Jamie Brickhouse in "I Favor My Daddy, a tragicomic monologue.  

"San Francisco is one of the smaller Fringe festivals, which has its benefits," says New York-based Jamie Brickhouse, a Moth storytelling champion whose "I Favor My Daddy" is a follow-up to a monologue about his mother that sold out its performances at last year's SF Fringe, and has since been produced in Colorado and New Jersey. "Some of the others are so spread out around a city. In San Francisco, with three theaters in the same building, I have much more of a chance to meet other artists, see other shows and make connections."
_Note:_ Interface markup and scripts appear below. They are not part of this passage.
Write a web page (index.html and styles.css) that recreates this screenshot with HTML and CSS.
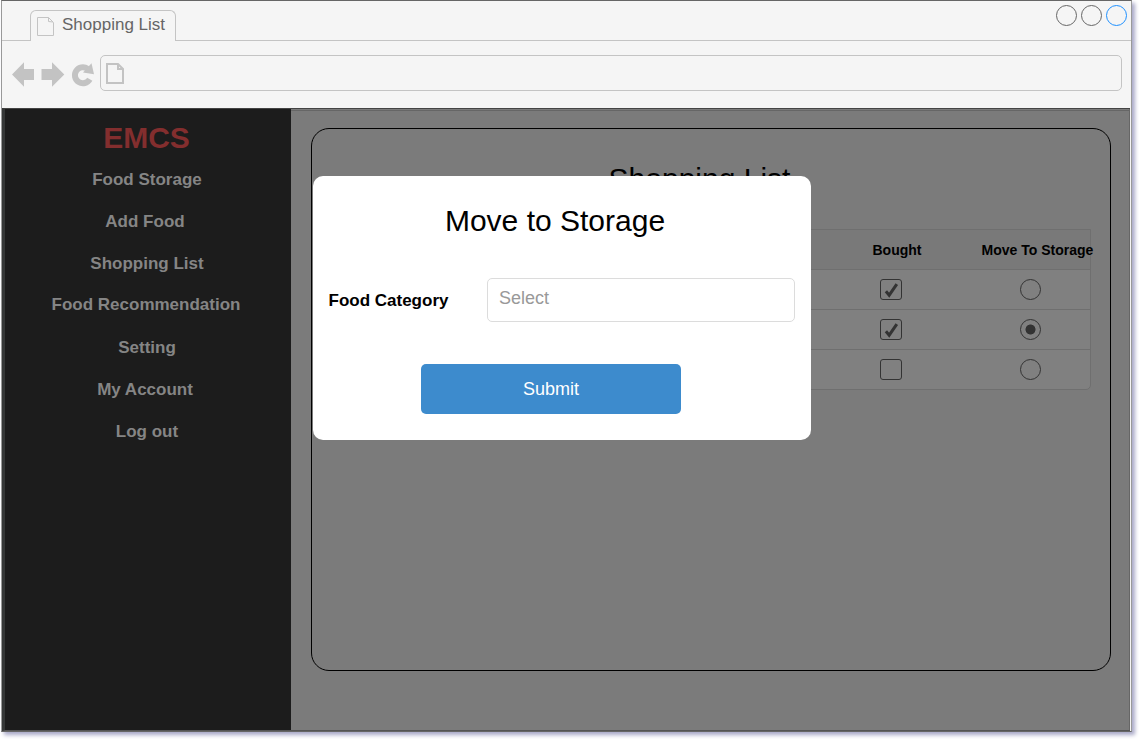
FILE: index.html
```html
<!DOCTYPE html>
<html lang="en">
<head>
<meta charset="utf-8">
<title>Shopping List</title>
<link rel="stylesheet" href="styles.css">
</head>
<body>
<div class="window">
  <header class="tabs">
    <div class="tab">
      <svg class="tab-icon" width="17" height="20" viewBox="0 0 17 20" fill="none" stroke="#c4c4c4"><path d="M.5 .5H11.5L16.5 5.5V18.5H.5ZM11.5 .5V4.5L16 5"/></svg>
      <span>Shopping List</span>
    </div>
    <div class="controls"><i class="dot"></i><i class="dot"></i><i class="dot blue"></i></div>
  </header>
  <div class="toolbar">
    <svg class="nav-icons" width="86" height="26" viewBox="0 0 86 26" fill="#c3c3c3">
      <path d="M0 12.5L12 .3V7H22V18H12V24.7Z"/>
      <path d="M29.5 7H40V.3L52.3 12.5L40 24.7V18H29.5Z"/>
      <path d="M77.8 17.3A8 8 0 1 1 75.5 6.7" fill="none" stroke="#c3c3c3" stroke-width="6"/>
      <path d="M79.5 1.2L82 12.3L71 10.5Z"/>
    </svg>
    <div class="address"><svg width="18" height="21" viewBox="0 0 18 21" fill="none" stroke="#c3c3c3" stroke-width="2"><path d="M1 1H12L17 6V20H1ZM12 1V6H17"/></svg></div>
  </div>
  <div class="page">
    <nav class="sidebar">
      <div class="brand">EMCS</div>
      <a>Food Storage</a>
      <a class="left">Add Food</a>
      <a>Shopping List</a>
      <a class="tight">Food Recommendation</a>
      <a>Setting</a>
      <a class="left">My Account</a>
      <a>Log out</a>
    </nav>
    <main class="content">
      <section class="panel">
        <h1>Shopping List</h1>
        <div class="table">
          <div class="row head"><span></span><b>Bought</b><b class="move">Move To Storage</b></div>
          <div class="row"><span></span><i class="check"><svg width="20" height="20" viewBox="0 0 20 20"><path d="M4.9 11.2L8.2 15.2L15.8 4.2" fill="none" stroke="#333" stroke-width="3"/></svg></i><i class="radio"></i></div>
          <div class="row"><span></span><i class="check"><svg width="20" height="20" viewBox="0 0 20 20"><path d="M4.9 11.2L8.2 15.2L15.8 4.2" fill="none" stroke="#333" stroke-width="3"/></svg></i><i class="radio on"></i></div>
          <div class="row"><span></span><i class="check"></i><i class="radio"></i></div>
        </div>
      </section>
    </main>
  </div>
  <div class="modal">
    <h2>Move to Storage</h2>
    <div class="field"><label>Food Category</label><div class="select">Select</div></div>
    <div class="submit">Submit</div>
  </div>
</div>
</body>
</html>
```
FILE: styles.css
```css
* { box-sizing: border-box; }
body { margin: 0; min-height: 739px; background: #fff; font-family: "Liberation Sans", Arial, sans-serif; }
.window {
  position: relative;
  width: 1131px;
  height: 732px;
  margin-left: 1px;
  background: #f5f5f5;
  border: 1px solid #666;
  border-left-color: #999;
  border-right-color: #999;
  box-shadow: 3px 3px 4px #a9a9c8;
}
.tabs { height: 40px; border-bottom: 1px solid #c4c4c4; display: flex; justify-content: space-between; }
.tab {
  margin: 9px 0 0 28px;
  width: 146px;
  height: 31px;
  border: 1px solid #c4c4c4;
  border-bottom: 0;
  border-radius: 6px 6px 0 0;
  background: #f5f5f5;
  display: flex;
  color: #666;
  font-size: 17px;
  line-height: 28px;
  white-space: nowrap;
}
.tab-icon { flex: none; margin: 6px 8px 0 6px; }
.controls { display: flex; gap: 4px; padding: 4px 4px 0 0; }
.dot { width: 21px; height: 21px; border: 1px solid #666; border-radius: 50%; }
.dot.blue { border-color: #1e90ff; }
.toolbar { height: 67px; display: flex; padding: 14px 9px 0 10px; }
.nav-icons { margin-top: 7px; flex: none; }
.address { margin-left: 2px; flex: 1; height: 36px; border: 1px solid #c4c4c4; border-radius: 5px; padding: 7px 5px; }
.address svg { display: block; }
.page {
  height: 623px;
  margin-right: 1px;
  border-top: 1px solid #444;
  border-left: 3px solid #353737;
  border-bottom: 1px solid #555;
  display: flex;
}
.sidebar {
  width: 286px;
  background: #1c1c1c;
  color: #858585;
  font-weight: bold;
  font-size: 17px;
  text-align: center;
  display: flex;
  flex-direction: column;
  padding: 12px 3px 0 1px;
}
.brand { color: #832e2e; font-size: 30px; line-height: 34px; margin-bottom: 4px; padding-right: 1px; }
.sidebar a { line-height: 42px; height: 42px; }
.sidebar .left { padding-right: 4px; }
.sidebar .tight { line-height: 40px; padding-right: 2px; }
.content { flex: 1; background: #7b7b7b; border-right: 1px solid #666; padding: 1px 18px 0 0; }
.content::before { content: ""; display: block; height: 1px; margin-right: -18px; background: #666; }
.panel { height: 543px; margin: 17px 0 0 20px; border: 1px solid #000; border-radius: 18px; padding: 0 19px; }
h1 { margin: 32px 0 0; padding-right: 23px; font-size: 30px; font-weight: normal; line-height: 36px; text-align: center; }
.table { margin-top: 32px; border: 1px solid #6f6f6f; border-radius: 0 0 5px 5px; background: #808080; }
.row { display: grid; grid-template-columns: 1fr 140px 120px; align-items: center; height: 40px; }
.row + .row { border-top: 1px solid #6f6f6f; }
.row > * { justify-self: center; }
.row > :nth-child(2) { margin-right: 18px; }
.head { height: 39px; background: #797979; font-size: 14px; white-space: nowrap; }
.row.head b:nth-child(2) { margin-right: 6px; }
.row .move { margin-right: -15px; }
.check { width: 22px; height: 21px; border: 1px solid #333; border-radius: 3px; }
.check svg { display: block; }
.radio { width: 21px; height: 21px; border: 1px solid #333; border-radius: 50%; }
.radio.on { background: radial-gradient(circle, #333 4.6px, transparent 5.4px); }
.modal {
  position: absolute;
  left: 311px;
  top: 175px;
  width: 498px;
  height: 264px;
  border-radius: 10px;
  background: #fff;
}
h2 { margin: 27px 0 0; padding-right: 14px; font-size: 30px; line-height: 36px; font-weight: normal; text-align: center; }
.field { display: flex; margin: 39px 16px 0 15.5px; justify-content: space-between; font-size: 17px; font-weight: bold; line-height: 46px; height: 44px; }
.select { width: 308px; height: 44px; border: 1px solid #dcdcdc; border-radius: 5px; padding-left: 11px; font-size: 18px; font-weight: normal; color: #999; line-height: 38px; }
.submit { width: 260px; height: 50px; margin: 42px 0 0 108px; background: #3d8bcd; border-radius: 5px; color: #fff; font-size: 18px; line-height: 51px; text-align: center; }
```
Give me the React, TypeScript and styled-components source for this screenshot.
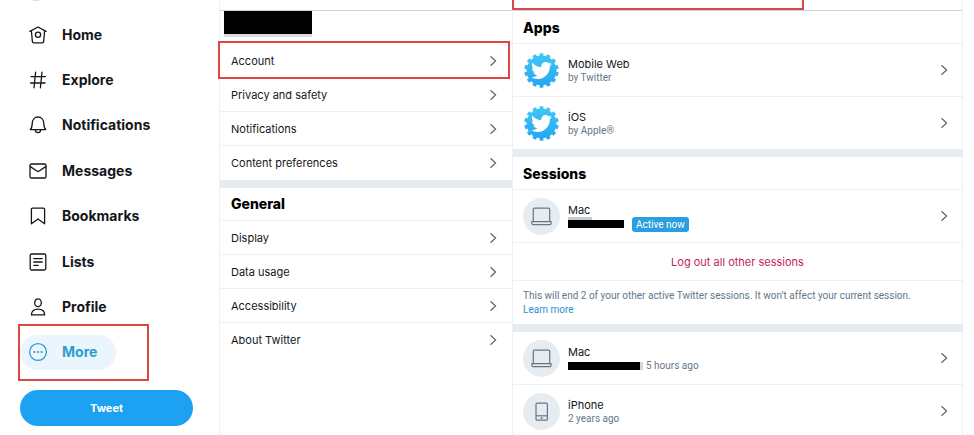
import React from "react";
import styled, { createGlobalStyle, css } from "styled-components";
import { FaTwitter } from "react-icons/fa";

const GlobalStyle = createGlobalStyle`
  *, *::before, *::after { box-sizing: border-box; }
  body {
    margin: 0;
    background: #fff;
    color: #14171a;
    font-family: Inter, "Liberation Sans", sans-serif;
    font-size: 11px;
    line-height: 14px;
  }
  a { color: inherit; text-decoration: none; }
  ul { list-style: none; margin: 0; padding: 0; }
`;

const colors = {
  blue: "#1da1f2",
  grey: "#657786",
  line: "#edf0f2",
  headerLine: "#ccd3d8",
  band: "#e6ecf0",
  red: "#dc4743",
  danger: "#c41e5c",
};

const Page = styled.div`
  display: grid;
  grid-template-columns: minmax(0, 219fr) minmax(0, 293fr) minmax(0, 451fr);
  height: 100vh;
  padding-right: 11px;
  overflow: hidden;
`;

const Sidebar = styled.header`
  display: flex;
  flex-direction: column;
  padding: 0 26px 0 20px;
`;

const LogoBar = styled.div`
  display: flex;
  align-items: flex-end;
  height: 12px;
  padding-left: 8px;
`;

const LogoEdge = styled.svg`
  display: block;
  width: 20px;
  height: 12px;
`;

const NavList = styled.ul`
  display: grid;
  grid-auto-rows: 1fr;
  min-height: 363px;
`;

const NavItem = styled.li`
  position: relative;
  display: flex;
  align-items: center;
`;

const NavLink = styled.a<{ $active?: boolean }>`
  display: inline-flex;
  align-items: center;
  gap: 14px;
  height: 35px;
  padding: 0 19px 0 8px;
  border-radius: 18px;
  font-size: 14px;
  font-weight: 700;
  line-height: 20px;
  ${(p) =>
    p.$active &&
    css`
      background: #eaf5fd;
      color: #2a9fd0;
    `}
`;

const NavIcon = styled.svg`
  width: 20px;
  height: 20px;
  fill: none;
  stroke: currentColor;
  stroke-width: 1.3;
  stroke-linecap: round;
  stroke-linejoin: round;
`;

const TweetButton = styled.button`
  height: 36px;
  margin-top: 15px;
  border: 0;
  border-radius: 18px;
  background: ${colors.blue};
  color: #fff;
  font: 700 11px/14px Inter, "Liberation Sans", sans-serif;
`;

const Highlight = styled.span<{ $inset: string }>`
  position: absolute;
  inset: ${(p) => p.$inset};
  border: 2px solid ${colors.red};
  pointer-events: none;
`;

const Column = styled.main`
  border-left: 1px solid ${colors.line};
`;

const DetailColumn = styled(Column).attrs({ as: "section" })`
  border-right: 1px solid ${colors.line};
`;

const ColumnHeader = styled.div`
  position: relative;
  height: 11px;
  border-bottom: 1px solid ${colors.headerLine};
`;

const Account = styled.div`
  height: 33px;
  padding-left: 4px;
`;

const Redaction = styled.span<{ $width: number; $height: number; $edge?: "bottom" | "top" | "right" }>`
  position: relative;
  display: block;
  width: ${(p) => p.$width}px;
  height: ${(p) => p.$height}px;
  background: #000;
  ${(p) => p.$edge === "bottom" && css`border-bottom: 3px solid #dcdfe1;`}
  ${(p) => p.$edge === "right" && css`border-right: 3px solid #d3d8dc;`}
  ${(p) =>
    p.$edge === "top" &&
    css`
      &::before {
        content: "";
        position: absolute;
        left: 0;
        bottom: 100%;
        width: 24px;
        height: 3px;
        background: #c9ccce;
      }
    `}
`;

const Heading = styled.h2`
  display: flex;
  align-items: center;
  height: 33px;
  margin: 0;
  padding: 0 11px;
  border-bottom: 1px solid ${colors.line};
  color: #000;
  font-size: 14px;
  font-weight: 800;
  line-height: 20px;
  ${DetailColumn} & { padding: 1px 10px 0; }
`;

const Band = styled.div`
  height: 8px;
  background: ${colors.band};
`;

const SettingItem = styled.li`
  position: relative;
  border-bottom: 1px solid ${colors.line};
  &:last-child { border-bottom-color: transparent; }
`;

const SettingLink = styled.a`
  display: flex;
  align-items: center;
  justify-content: space-between;
  height: 33px;
  padding: 0 15px 0 11px;
`;

const EntryItem = styled.li<{ $divided?: boolean }>`
  border-bottom: ${(p) => (p.$divided ? 1 : 0)}px solid ${colors.line};
`;

const EntryLink = styled.a`
  display: flex;
  align-items: center;
  gap: 8px;
  height: 52px;
  padding: 0 14px 0 10px;
`;

const EntryText = styled.div`
  flex: 1;
  min-width: 0;
  padding-top: 2px;
`;

const EntryMeta = styled.div`
  display: flex;
  align-items: center;
  height: 14px;
  gap: 3px;
  color: ${colors.grey};
  font-family: Roboto, "Liberation Sans", sans-serif;
  font-size: 10px;
`;

const Badge = styled.span`
  margin-left: 5px;
  padding: 0 4px;
  border-radius: 3px;
  background: #2a9fdf;
  color: #fff;
  line-height: 15px;
`;

const Avatar = styled.svg`
  flex: none;
  width: 37px;
  height: 37px;
`;

const ChevronIcon = styled.svg`
  flex: none;
  width: 8px;
  height: 12px;
  fill: none;
  stroke: #5b6670;
  stroke-width: 1.2;
`;

const LogOut = styled.button`
  display: block;
  width: 100%;
  height: 38px;
  border: 0;
  border-bottom: 1px solid ${colors.line};
  background: none;
  color: ${colors.danger};
  font: 400 11px/14px Inter, "Liberation Sans", sans-serif;
`;

const Note = styled.p`
  margin: 0;
  padding: 8px 10px 7px;
  color: ${colors.grey};
  font-family: Roboto, "Liberation Sans", sans-serif;
  font-size: 10px;
  a { display: block; color: #2a8fd0; }
`;

const Chevron = () => (
  <ChevronIcon viewBox="0 0 8 12" aria-hidden="true">
    <path d="M1.5 1.2 6.6 6 1.5 10.8" />
  </ChevronIcon>
);

const icons: Record<string, React.ReactNode> = {
  Home: (
    <>
      <path d="M1.9 6.4 10 2l8.1 4.4M3.4 6l1 10.7c.1.8.5 1.2 1.2 1.2h8.8c.7 0 1.1-.4 1.2-1.2l1-10.7" />
      <circle cx="10" cy="9.7" r="2.6" />
    </>
  ),
  Explore: <path d="M7.6 2.2 6 17.8M14 2.2l-1.6 15.6M3 6.6h14.4M2.6 13h14.4" />,
  Notifications: (
    <>
      <path d="M2.3 14.6c1.6-1.4 1.8-3.6 1.9-6C4.3 4.7 6.6 2 10 2s5.7 2.7 5.8 6.6c.1 2.4.3 4.6 1.9 6z" />
      <path d="M7.3 14.8c.1 1.8 1.2 2.9 2.7 2.9s2.6-1.1 2.7-2.9" />
    </>
  ),
  Messages: (
    <>
      <rect x="2" y="3" width="16" height="14" rx="1.6" />
      <path d="m2.3 5.6 7 4.7c.5.3.9.3 1.4 0l7-4.7" />
    </>
  ),
  Bookmarks: <path d="M3.4 17.8V3.3c0-.7.4-1.1 1.1-1.1h11c.7 0 1.1.4 1.1 1.1v14.5L10 12.9z" />,
  Lists: (
    <>
      <rect x="2.2" y="2" width="15.6" height="16" rx="1.5" />
      <path d="M5.8 6.6h8.4M5.8 10h8.4M5.8 13.3h4.4" />
    </>
  ),
  Profile: (
    <>
      <ellipse cx="10" cy="5.8" rx="3.3" ry="3.9" />
      <path d="M3.4 17.9c0-3.4 2.3-5.7 6.6-5.7s6.6 2.3 6.6 5.7z" />
    </>
  ),
  More: (
    <>
      <circle cx="10" cy="10" r="8.4" />
      <g fill="currentColor" stroke="none">
        <circle cx="6.4" cy="10" r="1.1" />
        <circle cx="10" cy="10" r="1.1" />
        <circle cx="13.6" cy="10" r="1.1" />
      </g>
    </>
  ),
};

const GearBird = ({ id }: { id: string }) => (
  <Avatar viewBox="0 0 37 37" aria-hidden="true">
    <defs>
      <linearGradient id={id} gradientUnits="userSpaceOnUse" x1="0" y1="1" x2="0" y2="36">
        <stop offset="0" stopColor="#41c8f5" />
        <stop offset="1" stopColor="#22a4f2" />
      </linearGradient>
    </defs>
    <circle cx="18.5" cy="18.5" r="15" fill={`url(#${id})`} />
    <circle
      cx="18.5"
      cy="18.5"
      r="15.7"
      fill="none"
      stroke={`url(#${id})`}
      strokeWidth="3"
      pathLength={280}
      strokeDasharray="11 9"
      strokeDashoffset="15.5"
    />
    <FaTwitter x={8} y={8} size={21} color="#fff" />
  </Avatar>
);

const Laptop = () => (
  <Avatar viewBox="0 0 37 37" aria-hidden="true">
    <circle cx="18.5" cy="18.5" r="18.5" fill="#e6ecf0" />
    <g fill="none" stroke="#657786" strokeWidth="1.2" strokeLinejoin="round">
      <path d="M10.3 23.6V11.6c0-.9.4-1.4 1.3-1.4h13.8c.9 0 1.3.5 1.3 1.4v12" />
      <path d="M8.9 23.6h19.2v1.8c0 .8-.5 1.2-1.3 1.2H10.2c-.8 0-1.3-.4-1.3-1.2z" />
    </g>
  </Avatar>
);

const Phone = () => (
  <Avatar viewBox="0 0 37 37" aria-hidden="true">
    <circle cx="18.5" cy="18.5" r="18.5" fill="#e6ecf0" />
    <g fill="none" stroke="#657786" strokeWidth="1.2">
      <rect x="13" y="10.2" width="11.4" height="17" rx="1.3" />
      <path d="M13 22.8h11.4" />
    </g>
    <circle cx="18.7" cy="25" r="1" fill="#657786" />
  </Avatar>
);

const navNames = ["Home", "Explore", "Notifications", "Messages", "Bookmarks", "Lists", "Profile", "More"];
const accountSettings = ["Account", "Privacy and safety", "Notifications", "Content preferences"];
const generalSettings = ["Display", "Data usage", "Accessibility", "About Twitter"];

const SettingList = ({ names, marked }: { names: string[]; marked?: string }) => (
  <ul>
    {names.map((name) => (
      <SettingItem key={name}>
        <SettingLink href="#">
          {name}
          <Chevron />
        </SettingLink>
        {name === marked && <Highlight $inset="-3px 2px -2px -2px" />}
      </SettingItem>
    ))}
  </ul>
);

type EntryProps = { icon: React.ReactNode; title: string; divided?: boolean; children: React.ReactNode };

const Entry = ({ icon, title, divided, children }: EntryProps) => (
  <EntryItem $divided={divided}>
    <EntryLink href="#">
      {icon}
      <EntryText>
        <div>{title}</div>
        <EntryMeta>{children}</EntryMeta>
      </EntryText>
      <Chevron />
    </EntryLink>
  </EntryItem>
);

export default function App() {
  return (
    <>
      <GlobalStyle />
      <Page>
        <Sidebar>
          <LogoBar>
            <LogoEdge viewBox="0 0 20 12" aria-hidden="true">
              <ellipse cx="8" cy="-2" rx="7" ry="3" fill="#b5eaf6" />
            </LogoEdge>
          </LogoBar>
          <nav>
            <NavList>
              {navNames.map((name) => (
                <NavItem key={name}>
                  <NavLink href="#" $active={name === "More"}>
                    <NavIcon viewBox="0 0 20 20" aria-hidden="true">
                      {icons[name]}
                    </NavIcon>
                    {name}
                  </NavLink>
                  {name === "More" && <Highlight $inset="-6px 44px -6px -2px" />}
                </NavItem>
              ))}
            </NavList>
          </nav>
          <TweetButton type="button">Tweet</TweetButton>
        </Sidebar>

        <Column>
          <ColumnHeader />
          <Account>
            <Redaction $width={88} $height={26} $edge="bottom" />
          </Account>
          <SettingList names={accountSettings} marked="Account" />
          <Band />
          <Heading>General</Heading>
          <SettingList names={generalSettings} />
        </Column>

        <DetailColumn>
          <ColumnHeader>
            <Highlight $inset="-20px 158px 0 -1px" />
          </ColumnHeader>
          <Heading>Apps</Heading>
          <ul>
            <Entry icon={<GearBird id="gear-web" />} title="Mobile Web" divided>
              by Twitter
            </Entry>
            <Entry icon={<GearBird id="gear-ios" />} title="iOS">
              by Apple®
            </Entry>
          </ul>
          <Band />
          <Heading>Sessions</Heading>
          <ul>
            <Entry icon={<Laptop />} title="Mac" divided>
              <Redaction $width={56} $height={8} $edge="top" />
              <Badge>Active now</Badge>
            </Entry>
          </ul>
          <LogOut type="button">Log out all other sessions</LogOut>
          <Note>
            This will end 2 of your other active Twitter sessions. It won’t affect your current session.{" "}
            <a href="#">Learn more</a>
          </Note>
          <Band />
          <ul>
            <Entry icon={<Laptop />} title="Mac" divided>
              <Redaction $width={75} $height={8} $edge="right" />
              5 hours ago
            </Entry>
            <Entry icon={<Phone />} title="iPhone">
              2 years ago
            </Entry>
          </ul>
        </DetailColumn>
      </Page>
    </>
  );
}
While autobiographical performances like Brickhouse's are a Fringe staple, there are plenty of other forms in this year's SF Fringe, including "Fingertips," based on songs by They Might Be Giants; a magic show by Sausalito's Ryan Kane; and a blues-rock mini-musical, "Why My Unicorn Left Me." Then there's "My Will and My Life," with a script by Harry Cronin performed by East Bay actor John Tranchitella, which offers a multilayered palimpsest of documentary, telling the story of Father Mychal Judge through the eyes of George, a fireman whom Judge sponsored in AA. "When I first read the play," says Tranchitella, "I felt like George's story was very much like mine: being Catholic and in the closet, full of shame. I related to him as much as to Father Judge."

Jonathan Euseppi will perform "Grief Is Horny."  

More traditionally autobiographical is the local debut of Jonathan Euseppi, a nonbinary writer-performer from Chicago's improv and stand-up scenes. His show, "Grief Is Horny," springs from the disorienting confluence of his father's death and the onset of puberty when Euseppi was 13. "When I started to write the material," says Euseppi, "I was doing stand-up open mics. But you only get four minutes in those shows and it just didn't feel right, because it was all jokes. I needed this format to be able to mix a combination of emotionally heavy stories with very funny stories. Among the latter is the tale of a communal pink dildo shared by several teenage boys hidden from prying parents in a Hot Wheels box.

"I really unwound a lot of childhood trauma in writing this show," Euseppi says. "I resisted the parts about my father until literally a week before I first performed it, then I just started writing and crying. It turns out I got a lot of peace from writing those stories."

For Euseppi, taking a creative risk paid off handsomely. The SF Fringe invites audiences to jump into the unfamiliar and take some risks of their own.